I can appreciate the principle, and so think that this should be allowed for, but when I pause to think about a use case that people here might care about, I struggle to come up with one. I think our users would prefer that we configure things only to version resources themselves, and not their metadata. So I suppose I'm lobbying for such (limiting) configuration to be possible.

"In terms of access, while it complicates the model, I do think that access to older versions may be different than access to the latest may be different. I don't think we need to be able to define permissions on a specific version, just the set of old versions and the current one."

I think any extra flexibility that might come from access control applied to specific versions would be much weighed down by the attendant complexity and confusion.
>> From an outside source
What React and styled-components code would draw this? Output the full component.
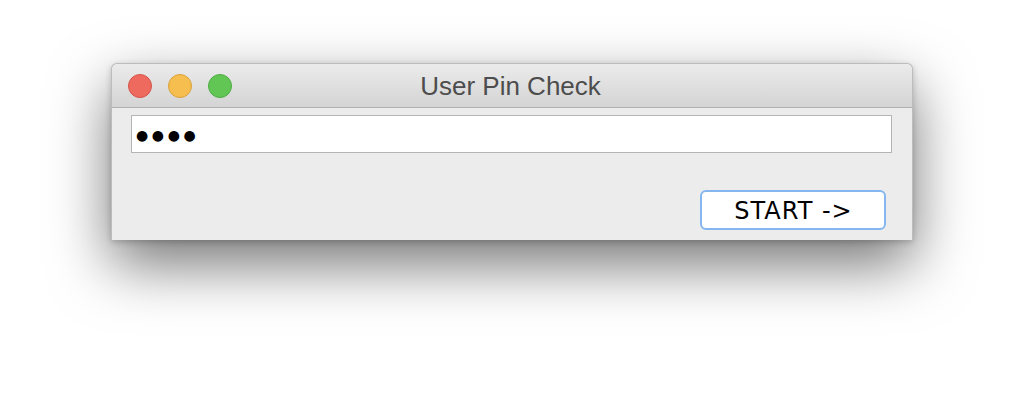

This is just not something people want to have to think about. Again, if it were allowed for, I'd lobby for a way to obscure it.

I agree with the policy that changes in the metadata of a resource do not lead to a new version of the resource.

To bridge from theory to pactical use, i will briefly describe the use of versioning in our content management systems (e.g. Stellent*), where we store anything from learning materials and news articles to pictures and macromedia flash code fragments.

  • When the content changes we want to create a new version of the resource. This allows people to refer to a stable version of the content, and use an older version when they need to.
  • When we want to change the usage of the resource, we change the appropriate metadata on the same version. Each version of the resource holds its own set of metadata values. We know how a specific version of the resource was/is used and feel no need for a history of de meta data for one version of the content of the resource.
  • To describe the changes that were made (in the content or the use), we use a comments field.
  • Branching is not avaialbe nor missed, lineair versioning works just fine for us.

* Stellent has a long history as a document and content management system, and it has recently been aquired by Oracle. They have implemented a model that works quite good (for us).

I would advocate not including indentifying information in the identifier itself. There will most likely be a need for versioning in an anonymous context. It would be better to have that information in the meta-data, where it could be used to control workflow as needed, but where permissions could be used to prevent it from being surfaced when not appropriate.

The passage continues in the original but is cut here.